You may hear us inquiring into our lost prestige, our shaky defenses, our lack of leadership. But do not be deceived. The Democratic Party is not preaching disunity. Our program is not one that will please you. The Democratic Party wants to win this election - not to preside over the liquidation of the free world, or the destruction of mankind - but to achieve peace, and regain our security, by rebuilding America's strength.

Once we are as strong as need be - militarily, economically, scientifically, and politically - I think then you will want to a more sensibly with us. I think then you will want to avoid the catastrophe of war, the drain of the arms race, and the spread of nuclear weapons. I think then you will want the benefits of a world truly at peace - with a greater flow of goods, ideas, and people between our two nations.

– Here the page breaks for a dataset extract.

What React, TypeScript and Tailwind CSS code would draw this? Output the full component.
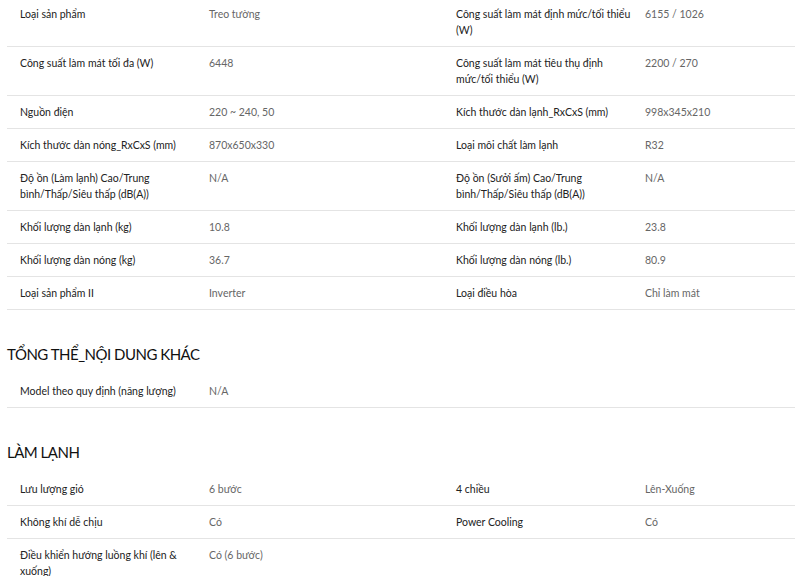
import React from 'react';

type Cell = [string, string];
type Row = { left: Cell; right?: Cell };

const mainSpecs: Row[] = [
  { left: ['Loại sản phẩm', 'Treo tường'], right: ['Công suất làm mát định mức/tối thiểu (W)', '6155 / 1026'] },
  { left: ['Công suất làm mát tối đa (W)', '6448'], right: ['Công suất làm mát tiêu thụ định mức/tối thiểu (W)', '2200 / 270'] },
  { left: ['Nguồn điện', '220 ~ 240, 50'], right: ['Kích thước dàn lạnh_RxCxS (mm)', '998x345x210'] },
  { left: ['Kích thước dàn nóng_RxCxS (mm)', '870x650x330'], right: ['Loại môi chất làm lạnh', 'R32'] },
  { left: ['Độ ồn (Làm lạnh) Cao/Trung bình/Thấp/Siêu thấp (dB(A))', 'N/A'], right: ['Độ ồn (Sưởi ấm) Cao/Trung bình/Thấp/Siêu thấp (dB(A))', 'N/A'] },
  { left: ['Khối lượng dàn lạnh (kg)', '10.8'], right: ['Khối lượng dàn lạnh (lb.)', '23.8'] },
  { left: ['Khối lượng dàn nóng (kg)', '36.7'], right: ['Khối lượng dàn nóng (lb.)', '80.9'] },
  { left: ['Loại sản phẩm II', 'Inverter'], right: ['Loại điều hòa', 'Chỉ làm mát'] },
];

const otherSpecs: Row[] = [{ left: ['Model theo quy định (năng lượng)', 'N/A'] }];

const coolingSpecs: Row[] = [
  { left: ['Lưu lượng gió', '6 bước'], right: ['4 chiều', 'Lên-Xuống'] },
  { left: ['Không khí dễ chịu', 'Có'], right: ['Power Cooling', 'Có'] },
  { left: ['Điều khiển hướng luồng khí (lên & xuống)', 'Có (6 bước)'] },
];

const Pair: React.FC<{ cell?: Cell }> = ({ cell }) => (
  <div className="flex w-[436px] shrink-0">
    <div className="w-[202px] shrink-0 pl-[13px] pr-[14px] text-[#222]">{cell?.[0]}</div>
    <div className="w-[234px] shrink-0 text-[#666]">{cell?.[1]}</div>
  </div>
);

const SpecTable: React.FC<{ rows: Row[]; open?: boolean }> = ({ rows, open }) => (
  <div>
    {rows.map((r, i) => (
      <div
        key={i}
        className={`flex py-2 leading-4 text-[10.5px] ${open && i === rows.length - 1 ? '' : 'border-b border-[#e4e4e4]'}`}
      >
        <Pair cell={r.left} />
        <Pair cell={r.right} />
      </div>
    ))}
  </div>
);

const Heading: React.FC<{ children: React.ReactNode }> = ({ children }) => (
  <h2 className="mt-[34px] mb-[11px] text-[15px] leading-5 tracking-[-0.5px] text-[#111] uppercase">{children}</h2>
);

export default function App() {
  return (
    <div className="w-[795px] h-[576px] overflow-hidden bg-white" style={{ fontFamily: 'Lato, sans-serif' }}>
      <div className="w-[879px] pl-[7px] -mt-[2px]">
        <SpecTable rows={mainSpecs} />
        <Heading>Tổng thể_Nội dung khác</Heading>
        <SpecTable rows={otherSpecs} />
        <Heading>Làm lạnh</Heading>
        <SpecTable rows={coolingSpecs} open />
      </div>
    </div>
  );
}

But, until we can achieve the balance that will make such talks possible, our task here is to remain strong, and alert, and moving ahead.

A great poet once wrote:

"The world is large when its weary leagues

Two loving hearts divide;

But the world is small when your enemy

Is loose on the other side."

Tonight we know that our world grows smaller every day, that our enemy is loose, and that he is coming even now to our side of the world. But we shall be neither deceived nor dismayed. Neither shall we retreat. For while there may be fearless men in both our countries, this is not only the home of the brave, Mr. Khrushchev; it is also the land of the free. And, in the long run, that is going to make the difference.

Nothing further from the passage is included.